Riding in downtown Prague looks… interesting.  One first observation, of some concern: It seems like the painted lane lines have ambiguous meaning.  There’s no yellow-line, white-line differentiation, everything’s just white lines.  I haven’t figured out yet how you would really know how many lanes are going in which direction…

Also, my hotel—which definitely feels like a hostel that got fancy and expensive—has a lot of awesome Euro sort-of-classy, sort-of-trashy going on.

Looking at this, I can’t help but feel a bit like I’ve fallen into some sort of torrid vampire romance novel.  Which, you know, I completely support.

Ride Report: Memorial Day Hills

In a newly minted tradition, a whole bunch of us went on the indefatigable Mr Greene’s Memorial Day Hill Ride. An incredible 30+ people showed up to climb hills and suffer 90F temperatures. I thought it an excellent way to really begin the summer, catching up with friends and meeting new faces.

After last year’s ride Kevin and I talked a bit about my theory that good rides are hard or fun, but truly great rides are emotional. Last year was exactly that. I hadn’t done a big group hill ride in years and was a little concerned beforehand. It was a moving moment then to get an hour in and realize I was killing it.

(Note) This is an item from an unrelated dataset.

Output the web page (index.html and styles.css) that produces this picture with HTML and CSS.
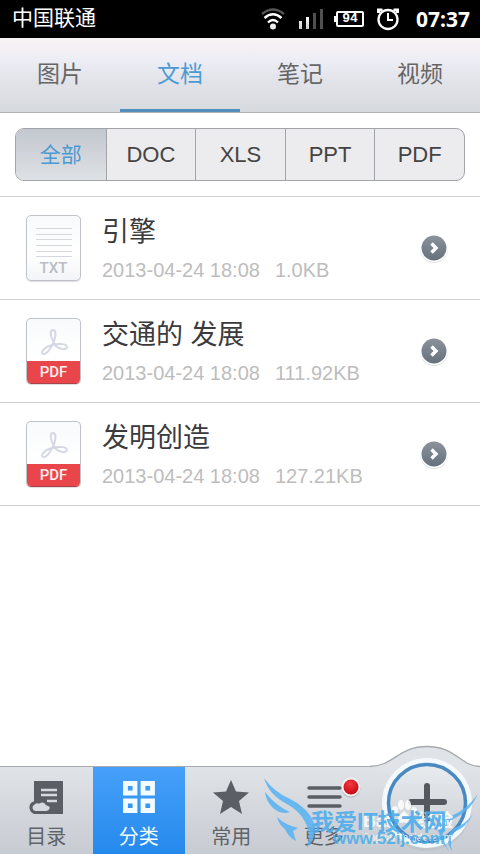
FILE: index.html
```html
<!DOCTYPE html>
<html lang="zh-CN">
<head>
<meta charset="utf-8">
<meta name="viewport" content="width=device-width, initial-scale=1">
<title>文档</title>
<link rel="stylesheet" href="styles.css">
</head>
<body>
<svg class="defs" aria-hidden="true">
  <defs>
    <linearGradient id="disc" x1="0" y1="0" x2="0" y2="1"><stop offset="0" stop-color="#8b939c"/><stop offset="1" stop-color="#66717c"/></linearGradient>
    <linearGradient id="bar" x1="0" y1="0" x2="0" y2="1"><stop offset="0" stop-color="#e0e3e7"/><stop offset=".2" stop-color="#e0e3e7"/><stop offset="1" stop-color="#c7cbd2"/></linearGradient>
    <linearGradient id="button" x1="0" y1="0" x2="0" y2="1"><stop offset="0" stop-color="#e9ecef"/><stop offset="1" stop-color="#c8cdd3"/></linearGradient>
    <linearGradient id="signal" x1="0" y1="0" x2="0" y2="1"><stop offset="0" stop-color="#fff"/><stop offset="1" stop-color="#ccc"/></linearGradient>
    <radialGradient id="red" cx=".45" cy=".3" r=".7"><stop offset="0" stop-color="#f33b40"/><stop offset="1" stop-color="#c70710"/></radialGradient>
    <symbol id="chevron" viewBox="0 0 32 32">
      <circle cx="16" cy="17" r="14" fill="#dfe1e3"/>
      <circle cx="16" cy="16" r="14" fill="#fff"/>
      <circle cx="16" cy="16" r="12.500" fill="url(#disc)"/>
      <path d="M13.500 11.500l4.500 4.500-4.500 4.500" fill="none" stroke="#fff" stroke-width="3.400"/>
    </symbol>
    <symbol id="acrobat" viewBox="0 0 28 28">
      <path d="M13 13C9 5 11 2 13 2s4 3 1 11c-3 8-8 14-11 13s1-7 9-9 15-1 15 2-7 3-11-1c-2-2-2-3-3-5z" fill="none" stroke="#d3d8e3" stroke-width="1.900"/>
    </symbol>
  </defs>
</svg>
<div class="app">
  <header class="status">
    <span class="carrier">中国联通</span>
    <span class="indicators">
      <svg width="26" height="24" viewBox="0 0 26 24" fill="none">
        <path d="M2 7Q13-2 24 7" stroke="#555" stroke-width="2.400"/>
        <path d="M4.500 11Q13 3.500 21.500 11M8 15.500Q13 10.500 18 15.500" stroke="#fff" stroke-width="2.400"/>
        <circle cx="13" cy="19.500" r="3" fill="#eee"/>
      </svg>
      <svg width="26" height="24" viewBox="0 0 26 24">
        <path d="M1 14h3v8H1zM8 10h3v12H8z" fill="url(#signal)"/><path d="M15 6h3v16h-3zM22 2h3v20h-3z" fill="#505050"/>
      </svg>
      <span class="battery">94</span>
      <svg width="24" height="24" viewBox="0 0 24 24" fill="none" stroke="#fff">
        <path d="M2.500 6V3h4M21.500 6V3h-4" stroke-width="3"/><circle cx="12" cy="12.500" r="9.500" stroke-width="2.300" fill="#000"/><path d="M12 6v7h5" stroke-width="2"/>
      </svg>
      <time class="clock">07:37</time>
    </span>
  </header>
  <nav class="tabs">
    <a href="#images">图片</a>
    <a href="#docs" class="current" aria-current="page">文档</a>
    <a href="#notes">笔记</a>
    <a href="#videos">视频</a>
  </nav>
  <main class="content">
    <div class="filters">
      <button type="button" class="selected" aria-pressed="true">全部</button>
      <button type="button">DOC</button>
      <button type="button">XLS</button>
      <button type="button">PPT</button>
      <button type="button">PDF</button>
    </div>
    <ul class="files">
      <li>
        <div class="thumb txt"><svg width="36" height="31" viewBox="0 0 36 31"><path d="M0 1.500h36M0 7.500h36M0 12.500h36M0 18.500h36M0 24.500h36M0 29.500h36" stroke="#d5d7dc"/></svg><span>TXT</span></div>
        <div class="info"><h2>引擎</h2><p><time>2013-04-24 18:08</time><span>1.0KB</span></p></div>
        <button type="button" class="open" aria-label="打开"><svg width="32" height="32"><use href="#chevron"/></svg></button>
      </li>
      <li>
        <div class="thumb pdf"><svg width="28" height="28"><use href="#acrobat"/></svg><span>PDF</span></div>
        <div class="info"><h2>交通的 发展</h2><p><time>2013-04-24 18:08</time><span>111.92KB</span></p></div>
        <button type="button" class="open" aria-label="打开"><svg width="32" height="32"><use href="#chevron"/></svg></button>
      </li>
      <li>
        <div class="thumb pdf"><svg width="28" height="28"><use href="#acrobat"/></svg><span>PDF</span></div>
        <div class="info"><h2>发明创造</h2><p><time>2013-04-24 18:08</time><span>127.21KB</span></p></div>
        <button type="button" class="open" aria-label="打开"><svg width="32" height="32"><use href="#chevron"/></svg></button>
      </li>
    </ul>
  </main>
  <footer class="dock">
    <button type="button">
      <svg width="36" height="36" viewBox="0 0 36 36"><path d="M6 2h29v33H6z" fill="#5b5e64"/><path d="M13 11h16M13 16h16M19 22h10" stroke="#d6dade" stroke-width="2.500"/><path d="M7 33.500a5 5 0 0 1-1-9.500 5 5 0 0 1 5-1 6 6 0 0 1 8 2q5 1 4 5-1 3.500-5 3.500z" fill="#d6dade" stroke="#5b5e64" stroke-width="3"/></svg>
      目录
    </button>
    <button type="button" class="active">
      <svg width="36" height="36" viewBox="0 0 36 36"><path d="M4.500 4.500h9.500v9.500H4.500zM22 4.500h9.500v9.500H22zM4.500 22h9.500v9.500H4.500zM22 22h9.500v9.500H22z" fill="none" stroke="#f2fbff" stroke-width="4.800"/></svg>
      分类
    </button>
    <button type="button">
      <svg width="36" height="36" viewBox="0 0 36 36"><path d="M18 1l5 11.500 13 1-10 8.500 3 13-11-7-11 7 3-13L0 13.500l13-1z" fill="#5b5e64"/></svg>
      常用
    </button>
    <button type="button" class="more">
      <svg width="36" height="36" viewBox="0 0 36 36"><path d="M3 9h31M3 18h31M3 27h31" stroke="#5b5e64" stroke-width="3.400" stroke-linecap="round"/></svg>
      更多
      <svg class="dot" width="22" height="22" viewBox="0 0 22 22"><circle cx="11" cy="12" r="9.500" fill="#0003"/><circle cx="11" cy="11" r="9.500" fill="#f4eeee"/><circle cx="11" cy="11" r="7.500" fill="url(#red)"/></svg>
    </button>
    <button type="button" class="add" aria-label="添加">
      <svg width="110" height="109" viewBox="0 0 110 109">
        <path d="M0 109V21.500C24 21 28 1.500 57 1.500S90 21 110 21.500V109z" fill="url(#bar)"/>
        <path d="M0 21.500C24 21 28 1.500 57 1.500S90 21 110 21.500" fill="none" stroke="#a5a8ac" stroke-width="1.300"/>
        <circle cx="57" cy="61" r="45" fill="#adb3b9" opacity=".3"/>
        <circle cx="57" cy="58" r="45" fill="#f3f9fc"/>
        <circle cx="57" cy="58" r="38.500" fill="url(#button)" stroke="#4889c2" stroke-width="3.500"/>
        <path d="M57 41v34M41 57h33" stroke="#55585e" stroke-width="6" stroke-linecap="round"/>
      </svg>
    </button>
    <div class="watermark" aria-hidden="true">
      <svg class="wings" width="216" height="76" viewBox="0 0 216 76" fill="#56b2f3">
        <path d="M0 0Q10 14 26 21 46 31 51 48 52 60 43 70 48 54 40 42 35 33 23 26 5 17 0 0z"/>
        <path d="M1 14Q12 28 26 34 17 37 9 30 2 23 1 14z"/>
        <path d="M13 39Q21 47 34 50L29 53 32 63Q24 59 21 51 15 47 13 39z"/>
        <path d="M214 16Q202 32 189 37 172 46 176 62L185 73Q176 60 180 51 184 43 193 39 206 33 214 16z"/>
        <path d="M209 36Q202 50 190 54 185 63 188 73 179 60 190 50 202 46 209 36z"/>
      </svg>
      <span class="baidu">Bai<svg width="26" height="24" viewBox="0 0 26 24" fill="#fff"><ellipse cx="4" cy="10" rx="3" ry="4"/><ellipse cx="10" cy="5" rx="3" ry="5"/><ellipse cx="17" cy="5" rx="3" ry="5"/><ellipse cx="23" cy="11" rx="3" ry="4"/><path d="M13 11q9 8 6 11-3 2-6 0-3 2-6 0-3-3 6-11z"/></svg>经验</span>
      <span class="baidu-url">jingyan.baidu.com</span>
      <span class="site">我爱IT技术网</span>
      <span class="url">www.52ij.com</span>
    </div>
  </footer>
</div>
</body>
</html>
```
FILE: styles.css
```css
* { box-sizing: border-box; }
body { margin: 0; background: #fff; color: #3b3b3d; font-family: "Liberation Sans", "Noto Sans CJK SC", sans-serif; }
button { border: 0; padding: 0; margin: 0; background: none; color: inherit; font: inherit; }
svg { display: block; flex: none; }
.defs { position: absolute; width: 0; height: 0; }
.app { display: flex; flex-direction: column; min-height: 100vh; }

.status { display: flex; align-items: center; justify-content: space-between; height: 38px; padding: 0 10px 0 12px; background: #000; color: #fff; }
.carrier { font-size: 21px; line-height: 32px; padding-bottom: 2px; }
.indicators { display: flex; align-items: center; gap: 12px; }
.battery { position: relative; width: 28px; height: 16px; border: 2px solid #fff; border-radius: 2px; font: bold 13px/12px "Liberation Mono", monospace; text-align: center; }
.battery::before { content: ""; position: absolute; left: -4px; top: 3px; width: 2px; height: 6px; background: #fff; }
.clock { margin-left: 4px; font: bold 21px/24px "Noto Sans", sans-serif; }

.tabs { display: grid; grid-template-columns: repeat(4, 1fr); height: 75px; background: linear-gradient(#f7f3f4, #ededf5 30%, #e2e3e9 60%, #d6dadf); border-bottom: 1px solid #afb1b4; }
.tabs a { display: flex; align-items: center; justify-content: center; padding-bottom: 3px; color: #666; font-size: 23px; text-decoration: none; border-bottom: 3px solid transparent; }
.tabs .current { color: #4b9ad2; border-color: #518fbd; }

.content { flex: 1; padding-top: 15px; }
.filters { display: grid; grid-template-columns: repeat(5, 1fr); height: 53px; margin: 0 15px 15px; border: 1px solid #a1a5aa; border-radius: 9px; background: #ecebed; overflow: hidden; }
.filters button { font-size: 22px; color: #444; border-left: 1px solid #a1a5aa; }
.filters .selected { border-left: 0; padding-bottom: 4px; background: linear-gradient(#c3c8cf, #dee1e5); color: #4b9ad2; font-size: 21px; }

.files { margin: 0; padding: 0; list-style: none; border-top: 1px solid #d1d1d1; }
.files li { display: flex; align-items: center; height: 103px; padding: 0 30px 0 26px; border-bottom: 1px solid #d1d1d1; }
.thumb { display: flex; flex-direction: column; align-items: center; width: 55px; height: 66px; border: 1px solid #bfc3c9; border-radius: 5px; background: linear-gradient(#f8fafb, #fff 60%, #f2f4f7); font: 500 15px Roboto, sans-serif; overflow: hidden; box-shadow: 0 1px 1px #ddd; }
.txt { padding-top: 11px; color: #b9bdc4; }
.txt span { line-height: 20px; }
.pdf { justify-content: space-between; padding-top: 9px; border-bottom-color: #a94349; }
.pdf span { width: 55px; height: 22px; line-height: 22px; background: #e9464c; color: #fff0ef; text-align: center; }
.info { flex: 1; padding-left: 21px; }
.info h2 { margin: 0; padding-top: 2px; font-size: 27px; line-height: 40px; font-weight: 400; }
.info p { display: flex; gap: 15px; margin: 0; padding-top: 2px; color: #bdbdbd; font-size: 20px; line-height: 32px; }

.dock { position: relative; display: grid; grid-template: 100% / repeat(4, 1fr) 110px; height: 88px; border-top: 1px solid #a7aaae; background: linear-gradient(#e0e3e7, #c7cbd2); color: #606368; }
.dock button { position: relative; display: flex; flex-direction: column; align-items: center; padding-top: 12px; font-size: 20px; line-height: 44px; }
.dock .active { color: #f2fbff; background: linear-gradient(#46a0fa, #2589ec); }
.dock .dot { position: absolute; top: 9px; right: 8px; }
.dock .add { align-self: end; padding: 0; }
.watermark { position: absolute; right: 0; bottom: 0; width: 216px; height: 76px; overflow: hidden; pointer-events: none; white-space: nowrap; opacity: .85; }
.watermark span { position: absolute; }
.wings { position: absolute; left: 0; top: 0; }
.watermark .site { left: 47px; top: 28px; color: #47abed; font-size: 23px; line-height: 32px; font-weight: bold; }
.watermark .url { left: 69px; top: 50px; color: #48afe9; font-size: 17px; line-height: 22px; font-weight: bold; }
.watermark .baidu { display: flex; left: 99px; top: 22px; color: #fff; font-size: 18px; line-height: 42px; font-weight: bold; }
.watermark .baidu-url { left: 100px; top: 50px; color: #fff; font-size: 11px; line-height: 18px; }
```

This year I couldn’t defend my title, but I did pretty well against a large group with a bunch of guys I respect as well as some new ringers. I did though have a deeply satisfying weekend and rode a lot, in near-brutal heat: A fast century on Saturday (Vino Velo, then TTing to Valley Forge); Sunday in Belmont & Wissahickon for a metric MTB century (62mi; this is quite a bit in MTB world); Monday the hill ride and then some for another century worth 8200ft (corrected) of some of Philly’s best hills. Very rewardingly, this is pretty high volume and mostly hard miles, but wasn’t overwhelmingly crushing; I feel pretty good. It did though give me a lot of time to think.

As many people have realized—and pointed out unnecessarily often!—at the top of the year I turned thirty. Despite cliches, it’s kind of a big deal. As my mom put it, “How do you think your father and I feel? We’ve got a son who’s 30!” Not that long ago envisioning anything past twenty-seven was just a fathomless chasm; thirty was as remote and alien to me as the dark side of the moon.

This year also marked the first time cycling eclipsed soccer as the sport in which I have spent the most years of my life, fifteen years now. It is quite a different scene than it was. When I originally joined QCW ten years ago, I think Colton and I were basically the only ones under thirty. Now there are collegiate riders, recent alumni, even juniors all over every group ride, often dominating in both numbers and strength. It’s a huge shift in culture that’s been fascinating to watch and to help drive.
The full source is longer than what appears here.